— Records with interface code —
————————
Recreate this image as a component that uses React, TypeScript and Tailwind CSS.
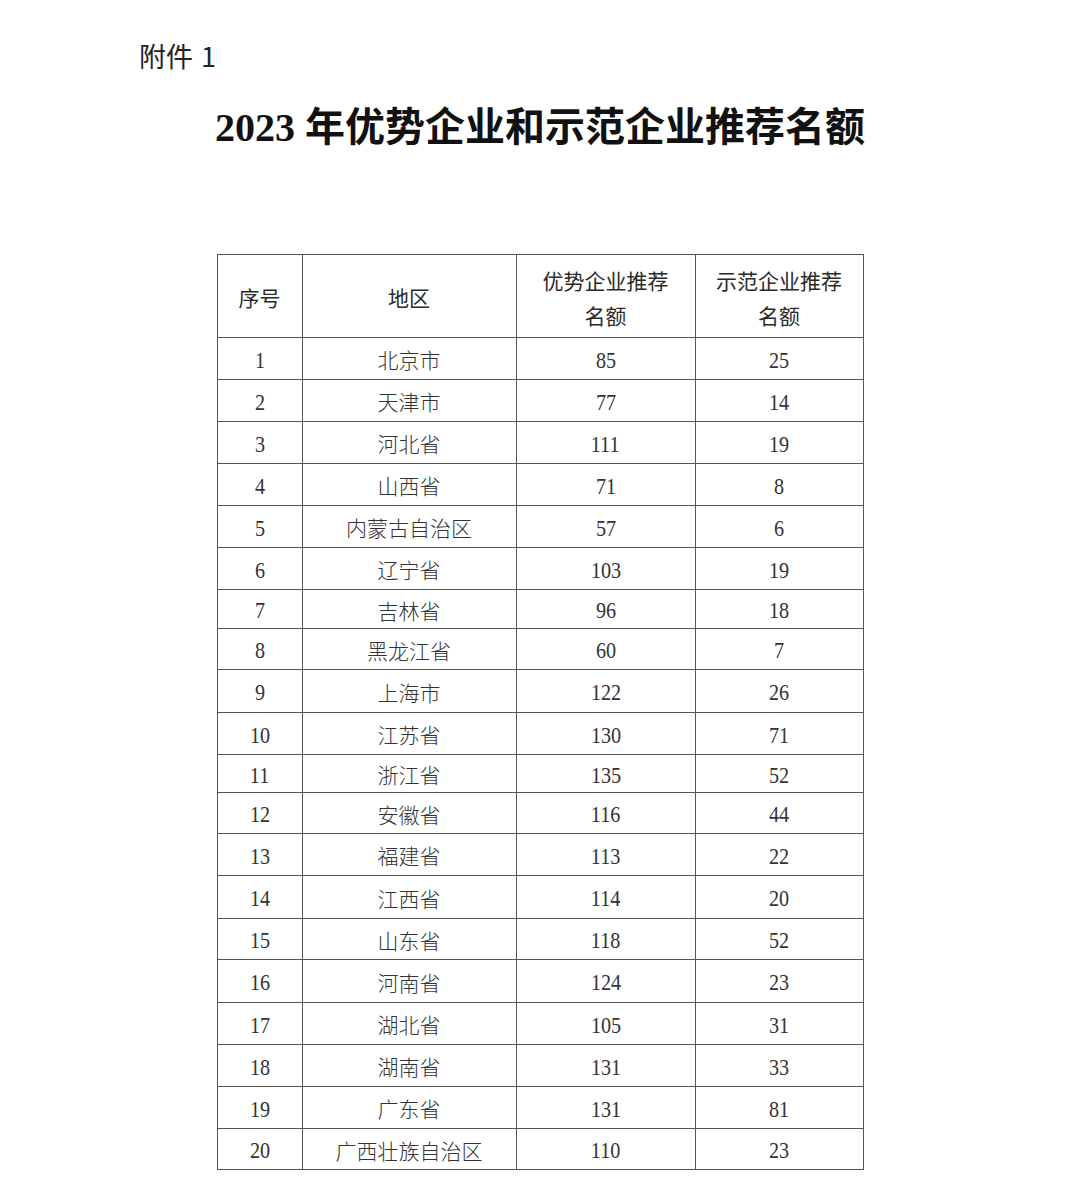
const rows = [
  { no: 1, region: '北京市', adv: 85, demo: 25, h: 'h-[42px]' },
  { no: 2, region: '天津市', adv: 77, demo: 14, h: 'h-[42px]' },
  { no: 3, region: '河北省', adv: 111, demo: 19, h: 'h-[42px]' },
  { no: 4, region: '山西省', adv: 71, demo: 8, h: 'h-[42px]' },
  { no: 5, region: '内蒙古自治区', adv: 57, demo: 6, h: 'h-[42px]' },
  { no: 6, region: '辽宁省', adv: 103, demo: 19, h: 'h-[42px]' },
  { no: 7, region: '吉林省', adv: 96, demo: 18, h: 'h-[39px]' },
  { no: 8, region: '黑龙江省', adv: 60, demo: 7, h: 'h-[41px]' },
  { no: 9, region: '上海市', adv: 122, demo: 26, h: 'h-[43px]' },
  { no: 10, region: '江苏省', adv: 130, demo: 71, h: 'h-[42px]' },
  { no: 11, region: '浙江省', adv: 135, demo: 52, h: 'h-[38px]' },
  { no: 12, region: '安徽省', adv: 116, demo: 44, h: 'h-[41px]' },
  { no: 13, region: '福建省', adv: 113, demo: 22, h: 'h-[42px]' },
  { no: 14, region: '江西省', adv: 114, demo: 20, h: 'h-[43px]' },
  { no: 15, region: '山东省', adv: 118, demo: 52, h: 'h-[41px]' },
  { no: 16, region: '河南省', adv: 124, demo: 23, h: 'h-[43px]' },
  { no: 17, region: '湖北省', adv: 105, demo: 31, h: 'h-[42px]' },
  { no: 18, region: '湖南省', adv: 131, demo: 33, h: 'h-[42px]' },
  { no: 19, region: '广东省', adv: 131, demo: 81, h: 'h-[42px]' },
  { no: 20, region: '广西壮族自治区', adv: 110, demo: 23, h: 'h-[41px]' },
]

const cjk = "font-['Noto_Sans_CJK_SC',sans-serif]"
const cell = 'border border-[#555] p-0 text-center align-middle'

function Num({ value }: { value: number }) {
  return (
    <span className="inline-block translate-y-[2px] scale-x-[0.84] font-['Liberation_Serif',serif] text-[24px] leading-none text-[#333]">
      {value}
    </span>
  )
}

export default function App() {
  return (
    <div className="min-h-[1191px] w-[1080px] bg-white text-[#222]">
      <div className={`${cjk} pl-[139px] pt-[40px] text-[27px] leading-[32px] text-[#222]`}>
        附件<span className="ml-[8px]">1</span>
      </div>
      <h1 className="mt-[27px] text-center text-[40px] font-bold leading-[50px] text-[#111]">
        <span className="font-['Liberation_Serif',serif]">2023 </span>
        <span className={cjk}>年优势企业和示范企业推荐名额</span>
      </h1>

      <table className="mx-auto mt-[101px] w-[646px] table-fixed border-collapse">
        <colgroup>
          <col className="w-[85px]" />
          <col className="w-[214px]" />
          <col className="w-[179px]" />
          <col className="w-[168px]" />
        </colgroup>
        <thead>
          <tr className={`h-[83px] ${cjk} text-[21px] leading-[35px] text-[#2a2a2a]`}>
            <th className={`${cell} pt-[3px] font-normal`}>序号</th>
            <th className={`${cell} pt-[3px] font-normal`}>地区</th>
            <th className={`${cell} pt-[3px] font-normal`}>
              优势企业推荐
              <br />
              名额
            </th>
            <th className={`${cell} pt-[3px] font-normal`}>
              示范企业推荐
              <br />
              名额
            </th>
          </tr>
        </thead>
        <tbody>
          {rows.map((r) => (
            <tr key={r.no} className={r.h}>
              <td className={cell}>
                <Num value={r.no} />
              </td>
              <td className={`${cell} ${cjk} pt-[2px] text-[21px] font-light leading-none text-[#333]`}>
                {r.region}
              </td>
              <td className={cell}>
                <Num value={r.adv} />
              </td>
              <td className={cell}>
                <Num value={r.demo} />
              </td>
            </tr>
          ))}
        </tbody>
      </table>
    </div>
  )
}
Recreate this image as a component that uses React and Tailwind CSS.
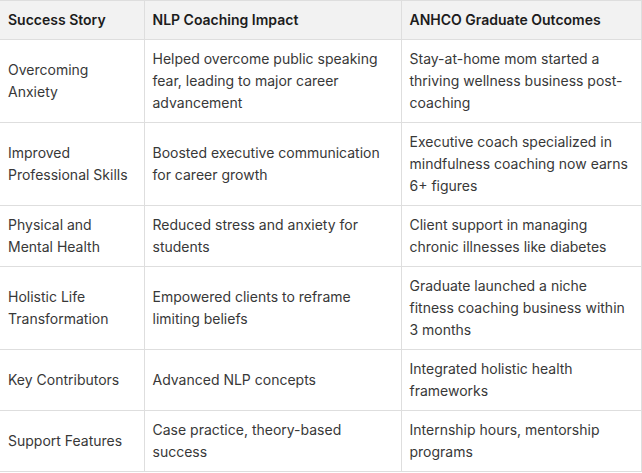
import React from 'react'

const rows = [
  ['Overcoming Anxiety', 'Helped overcome public speaking fear, leading to major career advancement', 'Stay-at-home mom started a thriving wellness business post-coaching'],
  ['Improved Professional Skills', 'Boosted executive communication for career growth', 'Executive coach specialized in mindfulness coaching now earns 6+ figures'],
  ['Physical and Mental Health', 'Reduced stress and anxiety for students', 'Client support in managing chronic illnesses like diabetes'],
  ['Holistic Life Transformation', 'Empowered clients to reframe limiting beliefs', 'Graduate launched a niche fitness coaching business within 3 months'],
  ['Key Contributors', 'Advanced NLP concepts', 'Integrated holistic health frameworks'],
  ['Support Features', 'Case practice, theory-based success', 'Internship hours, mentorship programs'],
]

export default function App() {
  return (
    <div className="w-[642px] h-[473px] bg-white overflow-hidden font-['Inter',sans-serif] text-[14px] leading-[22px]">
      <table className="w-[641px] table-fixed border-collapse border-t border-r border-[#dedede]">
        <colgroup>
          <col className="w-[144px]" />
          <col className="w-[257px]" />
          <col className="w-[240px]" />
        </colgroup>
        <thead>
          <tr className="bg-[#f2f2f2] text-left text-[#1c1c1c]">
            <th className="px-2 py-2 font-semibold border-b border-[#dedede]">Success Story</th>
            <th className="px-2 py-2 font-semibold border-b border-l border-[#dedede]">NLP Coaching Impact</th>
            <th className="px-2 py-2 font-semibold border-b border-l border-[#dedede]">ANHCO Graduate Outcomes</th>
          </tr>
        </thead>
        <tbody className="text-[#383838]">
          {rows.map((r, i) => (
            <tr key={i}>
              <td className="px-2 py-2 pr-3 align-middle border-b border-[#dedede]">{r[0]}</td>
              <td className="px-2 py-2 align-middle border-b border-l border-[#dedede]">{r[1]}</td>
              <td className="px-2 py-2 align-middle border-b border-l border-[#dedede]">{r[2]}</td>
            </tr>
          ))}
        </tbody>
      </table>
    </div>
  )
}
————————
— DIRECTIONS FOR THIS TASK —
Leave the pictures out and copy exactly the lines from the one with "Recreate this image as a component that uses React and" to the one with "import React from 'react'", both included.

— EXPECTED OUTPUT —
Recreate this image as a component that uses React and Tailwind CSS.
import React from 'react'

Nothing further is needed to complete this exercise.